I wouldn’t recommend this because a side effect will be run away series cardinality, which will cause bad performance in the database.

#3

Hey Daniel,
this is very helpful and my “potential” problem is already solved with the offset (which I didn’t realize).
So the logparser is already doing what I was thinking would be the best solution to this problem.
I will also have a look at the new aggregator plugin, which seems to be useful for us as well.
Thanks for your great work on the Influx stack.

#4

One more question on the basicstats aggregator…
Is it doing the aggregation only for logparser lines with the same tagset, because one logparser/measurement may produce different tagsets ?
Can it also handle multiple values in one datapoint/log entry ?
Are zero values or negative values a problem ?

#5

I discovered another issue, where I am not sure how logparser/telegraf handles it. We have a central nginx instance that receives logdata from several nginx nodes. So the log entries are not written chronologically, but in order of arrival. So I guess logparser can only add offsets for chronological data or data it still has in memory ?
If the data was flushed to InfluxDB and in the next interval there are still entries for datapoints (with same tagset) that were already flushed then points get overwritten in InfluxDB.
Can you please explain, how the offset mechanism is supposed to work. Can I solve this problem with increasing the flush interval or do I need to sort the logfile chronologically ?

#6

ok, meanwhile I made some tests and found out that the logparser increases the ms offset per line per measurement, but resets it, if a new timestamp occurs. Tagset doesn’t matter.
So in a chronological logfile the offset works great, because every measurement’s logentries have a unique ms timestamp.

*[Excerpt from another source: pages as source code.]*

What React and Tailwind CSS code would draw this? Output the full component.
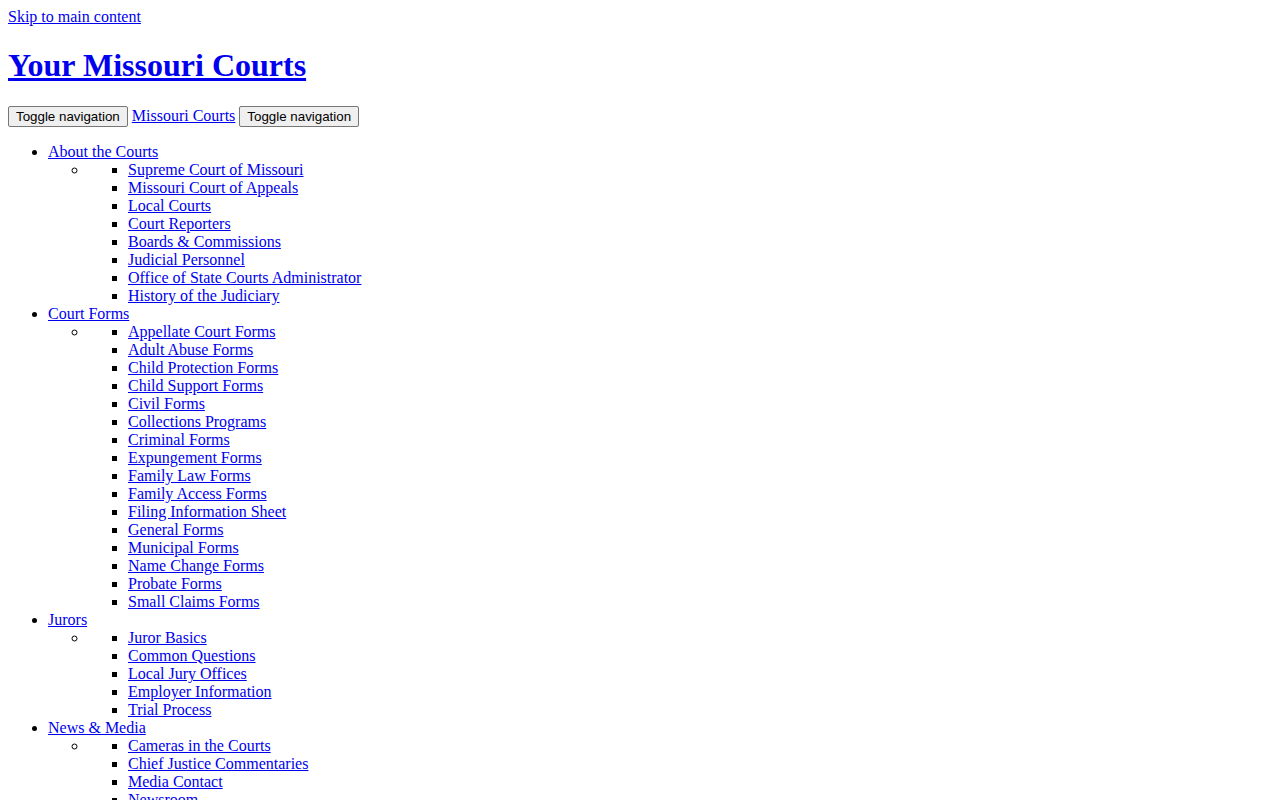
import React from 'react'

const menu = [
  {title: 'About the Courts', items: ['Supreme Court of Missouri', 'Missouri Court of Appeals', 'Local Courts', 'Court Reporters', 'Boards & Commissions', 'Judicial Personnel', 'Office of State Courts Administrator', 'History of the Judiciary']},
  {title: 'Court Forms', items: ['Appellate Court Forms', 'Adult Abuse Forms', 'Child Protection Forms', 'Child Support Forms', 'Civil Forms', 'Collections Programs', 'Criminal Forms', 'Expungement Forms', 'Family Law Forms', 'Family Access Forms', 'Filing Information Sheet', 'General Forms', 'Municipal Forms', 'Name Change Forms', 'Probate Forms', 'Small Claims Forms']},
  {title: 'Jurors', items: ['Juror Basics', 'Common Questions', 'Local Jury Offices', 'Employer Information', 'Trial Process']},
  {title: 'News & Media', items: ['Cameras in the Courts', 'Chief Justice Commentaries', 'Media Contact', 'Newsroom', 'Press Releases']},
]

const link = 'text-[#0000ee] underline'
const btn = "bg-[#efefef] border border-[#767676] rounded-[2px] px-[7px] py-[2px] text-[13.33px] text-black font-['Liberation_Sans',Arial,sans-serif] leading-[normal] align-baseline"

export default function App(){
  return (
    <div className="min-h-screen bg-white text-black font-['Liberation_Serif','Times_New_Roman',serif] text-base leading-[normal]">
      <div className="p-2">
        <a href="#main" className={link}>Skip to main content</a>
        <h1 className="text-[32px] font-bold leading-[37px] my-[21.44px]">
          <a href="#" className={link}>Your Missouri Courts</a>
        </h1>
        <div>
          <button className={btn}>Toggle navigation</button>{' '}
          <a href="#" className={link}>Missouri Courts</a>{' '}
          <button className={btn}>Toggle navigation</button>
        </div>
        <ul className="list-disc pl-10 my-4">
          {menu.map(m => (
            <li key={m.title}>
              <a href="#" className={link}>{m.title}</a>
              <ul className="list-[circle] pl-10">
                <li>
                  <ul className="list-[square] pl-10">
                    {m.items.map(i => (
                      <li key={i}><a href="#" className={link}>{i}</a></li>
                    ))}
                  </ul>
                </li>
              </ul>
            </li>
          ))}
        </ul>
      </div>
    </div>
  )
}
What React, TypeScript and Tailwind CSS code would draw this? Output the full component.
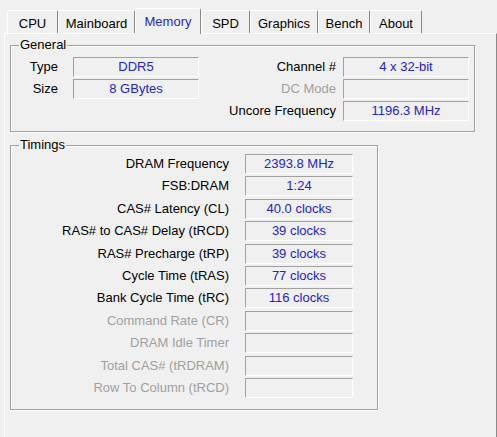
import React from 'react';

const TABS = [
  { name: 'CPU', w: 'w-[51px]' },
  { name: 'Mainboard', w: 'w-[77px]' },
  { name: 'Memory', w: 'w-[66px]', active: true },
  { name: 'SPD', w: 'w-[49px]' },
  { name: 'Graphics', w: 'w-[68px]' },
  { name: 'Bench', w: 'w-[52px]' },
  { name: 'About', w: 'w-[52px]' },
];

const TIMINGS = [
  { label: 'DRAM Frequency', value: '2393.8 MHz' },
  { label: 'FSB:DRAM', value: '1:24' },
  { label: 'CAS# Latency (CL)', value: '40.0 clocks' },
  { label: 'RAS# to CAS# Delay (tRCD)', value: '39 clocks' },
  { label: 'RAS# Precharge (tRP)', value: '39 clocks' },
  { label: 'Cycle Time (tRAS)', value: '77 clocks' },
  { label: 'Bank Cycle Time (tRC)', value: '116 clocks' },
  { label: 'Command Rate (CR)', value: '', disabled: true },
  { label: 'DRAM Idle Timer', value: '', disabled: true },
  { label: 'Total CAS# (tRDRAM)', value: '', disabled: true },
  { label: 'Row To Column (tRCD)', value: '', disabled: true },
];

function Field({ value, width }: { value: string; width: string }) {
  return (
    <div
      className={`${width} h-[20px] shrink-0 flex items-center justify-center border-t border-l border-[#a0a0a0] border-r border-b border-r-white border-b-white text-[#2424c4] whitespace-nowrap`}
    >
      {value}
    </div>
  );
}

function Group({
  title,
  className,
  children,
}: {
  title: string;
  className: string;
  children: React.ReactNode;
}) {
  return (
    <div
      className={`relative border border-[#a0a0a0] shadow-[inset_1px_1px_0_#ffffff,1px_1px_0_#ffffff] ${className}`}
    >
      <span className="absolute left-[8px] top-[-9px] px-[1px] bg-[#f0f0f0] leading-[16px] text-black">
        {title}
      </span>
      {children}
    </div>
  );
}

export default function App() {
  return (
    <div className="w-[497px] h-[437px] overflow-hidden bg-[#f0f0f0] pt-[8px] text-[13px] leading-[16px] text-black font-['Liberation_Sans',Arial,sans-serif]">
      {/* tabs */}
      <div className="flex items-end h-[25px] pl-[7px]">
        {TABS.map((t) =>
          t.active ? (
            <div
              key={t.name}
              className={`${t.w} h-[26px] -mb-[1px] relative z-10 bg-[#f0f0f0] border-t border-l border-white border-r border-r-[#888888] rounded-t-[2px] flex justify-center pt-[5px] text-[#2a2ab8]`}
            >
              {t.name}
            </div>
          ) : (
            <div
              key={t.name}
              className={`${t.w} h-[23px] border-t border-l border-white border-r border-r-[#888888] rounded-t-[2px] flex justify-center pt-[5px]`}
            >
              {t.name}
            </div>
          ),
        )}
      </div>

      {/* page */}
      <div className="ml-[4px] w-[493px] h-[420px] border-t border-l border-white border-r border-r-[#8a8a8a] pl-[5px] pt-[11px]">
        <Group title="General" className="w-[465px] h-[87px] pt-[11px]">
          <div className="flex flex-col gap-[2px]">
            <div className="flex items-center">
              <div className="w-[47px] text-right">Type</div>
              <div className="w-[15px]" />
              <Field value="DDR5" width="w-[126px]" />
              <div className="w-[137px] text-right">Channel #</div>
              <div className="w-[7px]" />
              <Field value="4 x 32-bit" width="w-[126px]" />
            </div>
            <div className="flex items-center">
              <div className="w-[47px] text-right">Size</div>
              <div className="w-[15px]" />
              <Field value="8 GBytes" width="w-[126px]" />
              <div className="w-[137px] text-right text-[#a0a0a0]">DC Mode</div>
              <div className="w-[7px]" />
              <Field value="" width="w-[126px]" />
            </div>
            <div className="flex items-center">
              <div className="w-[188px]" />
              <div className="w-[137px] text-right">Uncore Frequency</div>
              <div className="w-[7px]" />
              <Field value="1196.3 MHz" width="w-[126px]" />
            </div>
          </div>
        </Group>

        <Group title="Timings" className="mt-[13px] w-[368px] h-[265px] pt-[8px]">
          <div className="flex flex-col gap-[2.4px]">
            {TIMINGS.map((r) => (
              <div key={r.label} className="flex items-center">
                <div
                  className={`w-[218px] text-right whitespace-nowrap ${r.disabled ? 'text-[#a0a0a0]' : ''}`}
                >
                  {r.label}
                </div>
                <div className="w-[16px]" />
                <Field value={r.value} width="w-[108px]" />
              </div>
            ))}
          </div>
        </Group>
      </div>
    </div>
  );
}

In our usecase, where data comes in unchronologically the offset gets reset a lot of times with the same second arriving multiple times again later in between other timestamps/seconds. So we get the same lower milliseconds (1-10) a lot of times with same measurement and sometimes same tagset, what causes data to be overwritten in the DB.

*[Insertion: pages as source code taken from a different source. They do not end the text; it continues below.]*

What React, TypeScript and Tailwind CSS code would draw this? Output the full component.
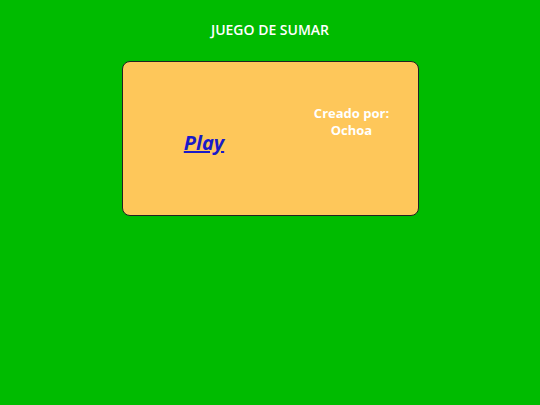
export default function App() {
  return (
    <div
      className="w-[540px] h-[405px] bg-[#00bb00] flex flex-col items-center"
      style={{ fontFamily: '"Open Sans", "Noto Sans", sans-serif' }}
    >
      <h1 className="mt-[21px] text-[14px] leading-[18px] font-semibold text-white">JUEGO DE SUMAR</h1>
      <div className="mt-[22px] w-[297px] h-[155px] bg-[#fec75a] border border-[#222] rounded-[8px] flex">
        <div className="w-[163px] flex items-center justify-center pt-[9px]">
          <a href="#" className="text-[20px] leading-[24px] font-bold italic text-[#1a1ac8] underline">
            Play
          </a>
        </div>
        <div className="flex-1 pt-[43px] text-center text-white font-bold text-[13px] leading-[17px]">
          <p>Creado por:</p>
          <p>Ochoa</p>
        </div>
      </div>
    </div>
  );
}
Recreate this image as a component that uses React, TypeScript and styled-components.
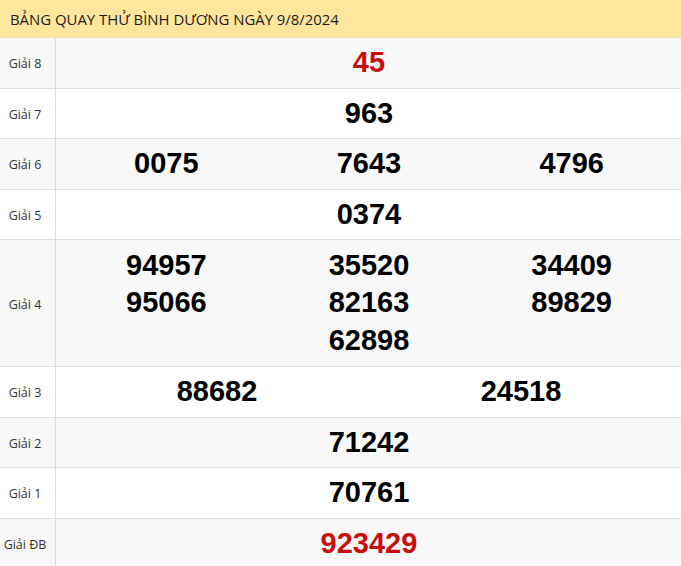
import React from "react";
import styled, { createGlobalStyle } from "styled-components";

const Global = createGlobalStyle`
  html, body { margin: 0; padding: 0; background: #fff; }
  body { font-family: "Open Sans", "Noto Sans", sans-serif; }
`;

const Wrap = styled.div`
  width: 681px;
  overflow: hidden;
`;

const Header = styled.div`
  height: 37px;
  background: #ffe69c;
  border-bottom: 1px solid #f3dba0;
  display: flex;
  align-items: center;
  padding-left: 10px;
  font-size: 14.9px;
  color: #1c1c1c;
`;

const Row = styled.div<{ $alt: boolean }>`
  display: grid;
  grid-template-columns: 56px 1fr;
  background: ${(p) => (p.$alt ? "#f8f8f8" : "#ffffff")};
  border-bottom: 1px solid #dedede;
`;

const Label = styled.div`
  border-right: 1px solid #dedede;
  display: flex;
  align-items: center;
  justify-content: center;
  padding-right: 5px;
  padding-top: 2px;
  font-size: 12.5px;
  color: #333;
  white-space: nowrap;
`;

const Numbers = styled.div<{ $cols: number; $multi: boolean }>`
  display: grid;
  grid-template-columns: repeat(${(p) => p.$cols}, 1fr);
  padding: ${(p) => (p.$multi ? "6.75px" : "6px")} 8px
    ${(p) => (p.$multi ? "6.75px" : "6px")} 9px;
  align-items: start;
`;

const Cell = styled.div`
  display: flex;
  flex-direction: column;
  align-items: center;
`;

const Num = styled.span<{ $red?: boolean }>`
  font-family: "Liberation Sans", Arial, sans-serif;
  font-weight: bold;
  font-size: 29px;
  line-height: 37.5px;
  color: ${(p) => (p.$red ? "#c80d0d" : "#000")};
`;

type Prize = { label: string; cols: string[][]; red?: boolean };

const prizes: Prize[] = [
  { label: "Giải 8", cols: [["45"]], red: true },
  { label: "Giải 7", cols: [["963"]] },
  { label: "Giải 6", cols: [["0075"], ["7643"], ["4796"]] },
  { label: "Giải 5", cols: [["0374"]] },
  {
    label: "Giải 4",
    cols: [
      ["94957", "95066"],
      ["35520", "82163", "62898"],
      ["34409", "89829"],
    ],
  },
  { label: "Giải 3", cols: [["88682"], ["24518"]] },
  { label: "Giải 2", cols: [["71242"]] },
  { label: "Giải 1", cols: [["70761"]] },
  { label: "Giải ĐB", cols: [["923429"]], red: true },
];

export default function App() {
  return (
    <Wrap>
      <Global />
      <Header>BẢNG QUAY THỬ BÌNH DƯƠNG NGÀY 9/8/2024</Header>
      {prizes.map((p, i) => (
        <Row key={p.label} $alt={i % 2 === 0}>
          <Label>{p.label}</Label>
          <Numbers
            $cols={p.cols.length}
            $multi={p.cols.some((c) => c.length > 1)}
          >
            {p.cols.map((c, j) => (
              <Cell key={j}>
                {c.map((n) => (
                  <Num key={n} $red={p.red}>
                    {n}
                  </Num>
                ))}
              </Cell>
            ))}
          </Numbers>
        </Row>
      ))}
    </Wrap>
  );
}
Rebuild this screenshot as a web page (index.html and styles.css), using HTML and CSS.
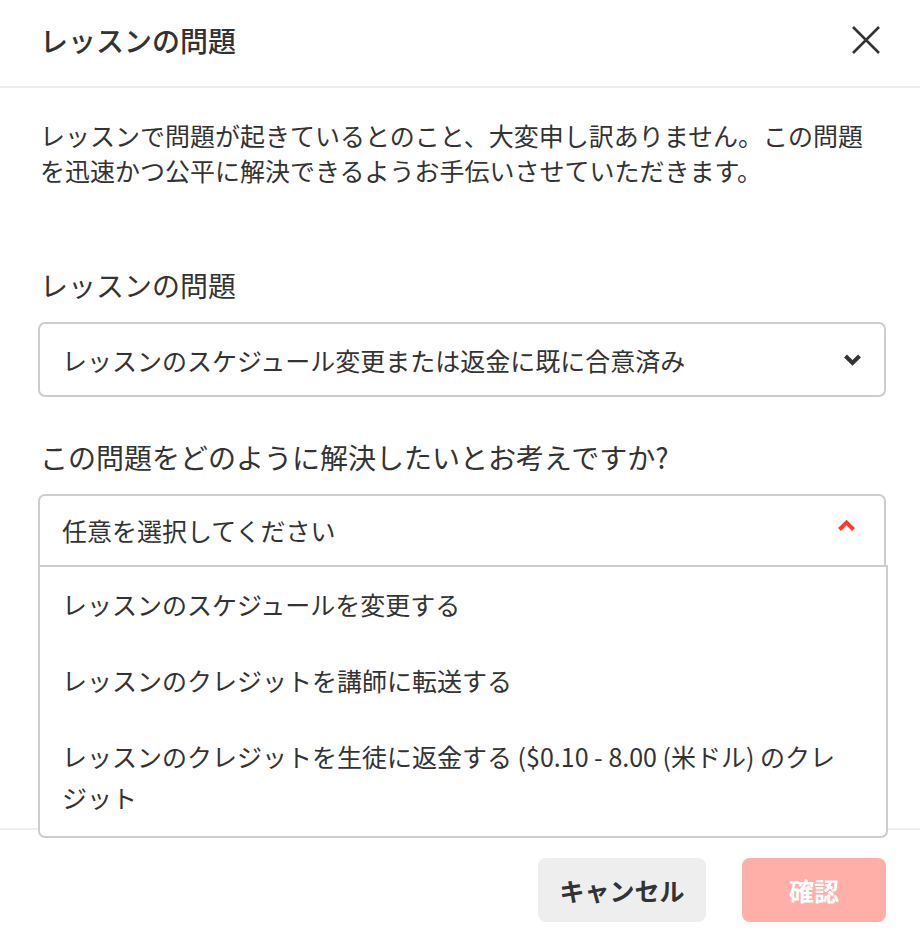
FILE: index.html
```html
<!DOCTYPE html>
<html lang="ja">
<head>
<meta charset="utf-8">
<link rel="stylesheet" href="styles.css">
</head>
<body>
<div class="modal">
  <div class="header">
    <h1 class="title">レッスンの問題</h1>
    <svg class="close" width="30" height="30" viewBox="0 0 30 30"><path d="M2 2 L28 28 M28 2 L2 28" stroke="#333" stroke-width="2.6" fill="none"/></svg>
  </div>
  <div class="body">
    <p class="intro">レッスンで問題が起きているとのこと、大変申し訳ありません。この問題を迅速かつ公平に解決できるようお手伝いさせていただきます。</p>
    <div class="field field-first">
      <div class="label">レッスンの問題</div>
      <div class="select">
        <span class="select-text">レッスンのスケジュール変更または返金に既に合意済み</span>
        <svg class="chev-down" width="19" height="13" viewBox="0 0 19 13"><path d="M2.5 3 L9.5 10 L16.5 3" stroke="#333" stroke-width="4" fill="none" stroke-linejoin="miter"/></svg>
      </div>
    </div>
    <div class="field">
      <div class="label">この問題をどのように解決したいとお考えですか?</div>
      <div class="select select-open">
        <span class="select-text">任意を選択してください</span>
        <svg class="chev-up" width="19" height="13" viewBox="0 0 19 13"><path d="M2.5 10.5 L9.5 3.5 L16.5 10.5" stroke="#ff3b30" stroke-width="4" fill="none"/></svg>
        <ul class="options">
          <li class="option">レッスンのスケジュールを変更する</li>
          <li class="option">レッスンのクレジットを講師に転送する</li>
          <li class="option">レッスンのクレジットを生徒に返金する ($0.10 - 8.00 (米ドル) のクレジット</li>
        </ul>
      </div>
    </div>
  </div>
  <div class="footer">
    <button class="btn btn-cancel">キャンセル</button>
    <button class="btn btn-confirm">確認</button>
  </div>
</div>
</body>
</html>
```

FILE: styles.css
```css
* { box-sizing: border-box; }
html, body { margin: 0; padding: 0; background: #fff; }
body {
  font-family: "Noto Sans CJK JP", "Noto Sans", sans-serif;
  color: #333;
}
.modal {
  width: 920px;
  height: 950px;
  display: flex;
  flex-direction: column;
  background: #fff;
}
.header {
  height: 88px;
  border-bottom: 2px solid #efefef;
  display: flex;
  justify-content: space-between;
  align-items: flex-start;
  padding: 20px 40px 0 40px;
  flex: none;
}
.title {
  margin: 0;
  font-size: 28px;
  line-height: 40px;
  font-weight: 500;
  color: #333;
}
.close {
  margin-top: 5px;
  margin-right: -1px;
}
.body {
  flex: 1;
  padding: 0 34px 0 40px;
}
.intro {
  margin: 30px 0 0 0;
  font-size: 25px;
  line-height: 35px;
  width: 842px;
}
.field { margin-top: 40px; }
.field-first { margin-top: 77px; }
.label {
  font-size: 28px;
  line-height: 40px;
  margin-bottom: 17px;
}
.select {
  position: relative;
  margin-left: -2px;
  width: 848px;
  height: 75px;
  border: 2px solid #cdcdcd;
  border-radius: 7px;
  display: flex;
  align-items: center;
  padding-left: 22px;
}
.select-text {
  font-size: 25px;
  line-height: 40px;
}
.chev-down {
  position: absolute;
  right: 22px;
  top: 29px;
}
.select-open {
  height: 73px;
  border-bottom-left-radius: 0;
  border-bottom-right-radius: 0;
  padding-bottom: 2px;
}
.chev-up {
  position: absolute;
  right: 28px;
  top: 23px;
}
.options {
  position: absolute;
  left: -2px;
  right: -4px;
  top: 69px;
  margin: 0;
  padding: 0;
  list-style: none;
  background: #fff;
  border: 2px solid #cdcdcd;
  border-radius: 0 0 7px 7px;
  z-index: 2;
}
.option {
  font-size: 25px;
  line-height: 41px;
  padding: 17px 40px 18px 22px;
}
.footer {
  flex: none;
  border-top: 2px solid #efefef;
  padding: 28px 34px 28px 40px;
  display: flex;
  justify-content: flex-end;
  gap: 36px;
}
.btn {
  height: 64px;
  border: none;
  border-radius: 8px;
  font-family: "Noto Sans CJK JP", "Noto Sans", sans-serif;
  font-size: 25px;
  font-weight: 700;
  padding: 0;
}
.btn-cancel {
  width: 168px;
  background: #eeeeee;
  color: #333;
}
.btn-confirm {
  width: 144px;
  background: #ffaea8;
  color: #fff;
}
```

So I guess for historical data it would help to sort the logfile chronologically before ingesting it.
For realtime input into logparser I will try to start using $msec in nginx log configuration. Maybe I also find a way to sort the data as well and write them out to another file. Any hints for a good solution to this issue?

#7

Maybe you can have the log aggregation system process each nodes logs separately? You would want to add a tag for the nginx node that handled the request, this way they would all be unique and also in ascending order of time.

#8

One more fact I discovered is that if I have a fileglob that matches multiple files, then telegraf parses the files in parallel and the offset mechanism doesn’t work anymore, even if the files are sorted chronologically. Internally it ingests the different files with different timestamps “in one buffer” and always resets the offset, so most of my data gets lost, because I mostly only get 1 datapoint per second per tagset. Could this be a bug ?
I would find it valuable, if there would be some documentation for logparser (or InfluxDB) that states that I can only parse one file at a time that has chronological timestamps, otherwise data in InfluxDB likely gets overwritten. It might help to use milli(or nano)seconds resolution, if the logging application supports that.

#9

I would agree with that being a bug and also that the missing documentation is a bug. Would you be able to open two new issues on the Telegraf github for these problems?

#10

sorry, I forgot one important thing, I excluded the “path” tag in the logparsers, because I don’t need it in the DB, when I read only the single “realtime” logfile. I then used the same config to ingest multiple historical files in parallel, what lead to the described effect. So I cannot exclude the path tag an read multiple files, that is clear now. :wink: So this is not a bug, just missing experience with the tools.